Подружка художника, говорившая так быстро, будто шинковала морковь на тёрке, оказалась из числа тех людей, рядом с которыми иметь собственные проблемы было неприлично. Список её недугов, о которых она со скорбным наслаждением рассказывала, тянул на карманный медицинский справочник. Плюс, конечно, житейские ужасы: тирания отца, старшая сестра – психологический садист, одноклассники и одноклассницы – подлые крысята, сокурсники по институту – насильники и психопаты. Есть такие странные создания, в бедах которых всегда виноваты другие. Словом, если бы в ту пору был запрос на литературу травмы и возьмись она за перо – имела бы успех. В какой-то момент я даже подумал, что Емеля примет девицу на заметку в качестве объекта тайной опеки. Впрочем, после решил, что здесь справится и сам художник – напишет с неё Юдифь, перерезающую глотку психопату-сокурснику, тем сердце её и успокоится. Главное, побольше крови.

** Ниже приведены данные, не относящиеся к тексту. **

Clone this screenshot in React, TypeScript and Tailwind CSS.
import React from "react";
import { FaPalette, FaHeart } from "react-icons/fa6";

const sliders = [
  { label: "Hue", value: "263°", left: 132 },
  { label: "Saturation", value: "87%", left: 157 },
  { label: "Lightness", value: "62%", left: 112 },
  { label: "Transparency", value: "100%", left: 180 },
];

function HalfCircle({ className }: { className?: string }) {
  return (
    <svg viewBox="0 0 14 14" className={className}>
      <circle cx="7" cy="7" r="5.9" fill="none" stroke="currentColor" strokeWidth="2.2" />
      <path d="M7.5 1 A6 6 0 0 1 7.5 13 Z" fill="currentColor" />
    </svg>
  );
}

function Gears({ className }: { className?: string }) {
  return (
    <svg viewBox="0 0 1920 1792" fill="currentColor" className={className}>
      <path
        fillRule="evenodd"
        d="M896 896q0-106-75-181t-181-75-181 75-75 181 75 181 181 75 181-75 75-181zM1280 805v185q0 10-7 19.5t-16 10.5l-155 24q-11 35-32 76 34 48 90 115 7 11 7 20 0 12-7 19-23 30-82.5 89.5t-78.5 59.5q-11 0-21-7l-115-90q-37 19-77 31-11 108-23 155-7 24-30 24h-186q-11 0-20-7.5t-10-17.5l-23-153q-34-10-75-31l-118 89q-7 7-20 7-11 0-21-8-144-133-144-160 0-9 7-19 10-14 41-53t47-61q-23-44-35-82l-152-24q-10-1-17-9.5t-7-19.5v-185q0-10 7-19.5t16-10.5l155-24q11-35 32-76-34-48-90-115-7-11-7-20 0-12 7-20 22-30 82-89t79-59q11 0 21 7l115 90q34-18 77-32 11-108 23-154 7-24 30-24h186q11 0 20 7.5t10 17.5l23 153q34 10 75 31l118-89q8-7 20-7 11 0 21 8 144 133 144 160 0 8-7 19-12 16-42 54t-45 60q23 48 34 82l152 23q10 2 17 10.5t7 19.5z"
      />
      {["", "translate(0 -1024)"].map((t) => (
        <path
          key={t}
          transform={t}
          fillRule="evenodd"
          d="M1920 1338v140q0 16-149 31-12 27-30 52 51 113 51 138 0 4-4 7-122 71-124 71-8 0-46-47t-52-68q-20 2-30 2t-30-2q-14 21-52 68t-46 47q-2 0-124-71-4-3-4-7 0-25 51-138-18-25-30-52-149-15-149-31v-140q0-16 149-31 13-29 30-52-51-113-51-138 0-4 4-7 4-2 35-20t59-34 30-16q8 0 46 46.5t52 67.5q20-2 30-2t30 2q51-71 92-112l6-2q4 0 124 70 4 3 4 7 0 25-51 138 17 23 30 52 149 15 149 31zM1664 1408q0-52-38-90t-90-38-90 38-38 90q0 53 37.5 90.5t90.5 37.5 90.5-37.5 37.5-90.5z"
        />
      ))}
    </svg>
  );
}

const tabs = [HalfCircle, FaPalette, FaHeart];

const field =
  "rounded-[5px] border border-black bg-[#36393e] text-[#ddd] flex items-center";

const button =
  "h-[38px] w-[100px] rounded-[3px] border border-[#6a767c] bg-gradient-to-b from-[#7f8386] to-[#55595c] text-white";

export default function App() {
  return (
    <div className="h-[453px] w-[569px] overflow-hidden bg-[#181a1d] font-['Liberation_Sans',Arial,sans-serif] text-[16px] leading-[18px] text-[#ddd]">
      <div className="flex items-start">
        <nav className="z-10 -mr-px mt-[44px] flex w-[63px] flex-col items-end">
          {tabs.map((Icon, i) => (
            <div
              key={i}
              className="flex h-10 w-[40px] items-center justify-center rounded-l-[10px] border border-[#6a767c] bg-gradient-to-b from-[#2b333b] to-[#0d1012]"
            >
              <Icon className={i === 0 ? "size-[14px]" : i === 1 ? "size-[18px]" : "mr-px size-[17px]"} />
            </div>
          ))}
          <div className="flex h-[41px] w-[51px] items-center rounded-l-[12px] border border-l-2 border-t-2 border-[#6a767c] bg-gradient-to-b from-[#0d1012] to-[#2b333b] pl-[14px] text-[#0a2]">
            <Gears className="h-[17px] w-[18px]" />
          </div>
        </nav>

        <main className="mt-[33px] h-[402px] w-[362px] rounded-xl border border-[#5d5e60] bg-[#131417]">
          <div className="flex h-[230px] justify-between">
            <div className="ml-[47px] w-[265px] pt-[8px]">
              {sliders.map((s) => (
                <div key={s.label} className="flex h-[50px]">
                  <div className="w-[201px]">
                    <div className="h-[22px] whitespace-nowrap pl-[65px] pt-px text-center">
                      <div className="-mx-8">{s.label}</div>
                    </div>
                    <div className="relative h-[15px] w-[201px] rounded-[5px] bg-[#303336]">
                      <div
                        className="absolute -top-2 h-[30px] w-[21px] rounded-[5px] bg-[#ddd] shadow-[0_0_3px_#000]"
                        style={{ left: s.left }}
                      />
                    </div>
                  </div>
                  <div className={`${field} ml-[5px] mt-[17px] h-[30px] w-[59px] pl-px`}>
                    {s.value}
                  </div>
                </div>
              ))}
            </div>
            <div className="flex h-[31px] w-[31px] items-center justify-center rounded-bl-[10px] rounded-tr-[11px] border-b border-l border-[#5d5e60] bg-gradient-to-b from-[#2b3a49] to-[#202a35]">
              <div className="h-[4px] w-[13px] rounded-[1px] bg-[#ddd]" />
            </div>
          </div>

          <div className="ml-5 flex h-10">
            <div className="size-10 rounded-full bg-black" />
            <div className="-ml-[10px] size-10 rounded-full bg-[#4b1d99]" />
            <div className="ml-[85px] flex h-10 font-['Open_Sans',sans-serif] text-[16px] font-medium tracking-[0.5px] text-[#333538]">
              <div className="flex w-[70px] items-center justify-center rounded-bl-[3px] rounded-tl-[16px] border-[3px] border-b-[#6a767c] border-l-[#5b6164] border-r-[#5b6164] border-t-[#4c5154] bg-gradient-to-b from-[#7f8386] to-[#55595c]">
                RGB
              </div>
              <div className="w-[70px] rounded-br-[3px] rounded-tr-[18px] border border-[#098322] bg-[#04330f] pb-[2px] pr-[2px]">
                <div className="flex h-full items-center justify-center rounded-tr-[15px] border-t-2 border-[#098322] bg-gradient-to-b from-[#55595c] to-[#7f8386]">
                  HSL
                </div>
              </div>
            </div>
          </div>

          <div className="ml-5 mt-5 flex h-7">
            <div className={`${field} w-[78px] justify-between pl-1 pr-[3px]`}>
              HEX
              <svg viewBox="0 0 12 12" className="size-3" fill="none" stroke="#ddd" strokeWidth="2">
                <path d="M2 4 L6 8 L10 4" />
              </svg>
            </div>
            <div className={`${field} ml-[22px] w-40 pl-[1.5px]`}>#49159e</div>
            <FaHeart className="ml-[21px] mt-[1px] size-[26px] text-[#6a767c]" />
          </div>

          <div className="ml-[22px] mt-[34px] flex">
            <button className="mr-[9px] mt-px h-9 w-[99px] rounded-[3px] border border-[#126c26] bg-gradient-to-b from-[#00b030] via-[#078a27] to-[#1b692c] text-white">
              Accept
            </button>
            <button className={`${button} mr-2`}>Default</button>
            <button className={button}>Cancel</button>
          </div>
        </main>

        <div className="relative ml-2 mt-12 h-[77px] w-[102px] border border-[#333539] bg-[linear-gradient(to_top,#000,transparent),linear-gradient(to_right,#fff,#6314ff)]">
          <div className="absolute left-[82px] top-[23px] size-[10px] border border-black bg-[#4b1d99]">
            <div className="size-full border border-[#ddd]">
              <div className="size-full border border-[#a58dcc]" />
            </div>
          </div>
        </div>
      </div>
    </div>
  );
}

Длинноволосый художник и вправду, похоже, был смышлёный – ловил шутки на лету, брал и сам посылал подачи в застольном разговоре и время от времени, убирая спадающую на глаза чёлку, по-доброму, необидно подкалывал бледную жертву жизненных обстоятельств: «Заморыш мой ненаглядный…». Запомнилась рассказанная им история: оказывается, одна из картин Пита Мондриана более полувека экспонировалась на выставках, а потом висела в музее Дюссельдорфа вверх ногами. Немудрено: геометрическая абстракция была исполнена на холсте полосками цветной клейкой ленты – не то что Малевич, сам Пифагор не отыскал бы, где у неё низ, где верх.
Угрюмый поэт время от времени острил одной и той же прибауткой: «Не болтайте глупостями». После чего надолго погружался в напускную созерцательность – за беседой-то всё-таки следил.
Сам Красоткин выступил образцовым хозяином – выдал тапочки, да и на столе были не только сухое красное и водка, но даже пара колбасных нарезок, сыр и вяленые щупальца кальмара, которые Катя-пузырик тут же перекрестила в щупальца кошмара (поэт, показалось мне, моргнул, впрок запоминая зловещий образ).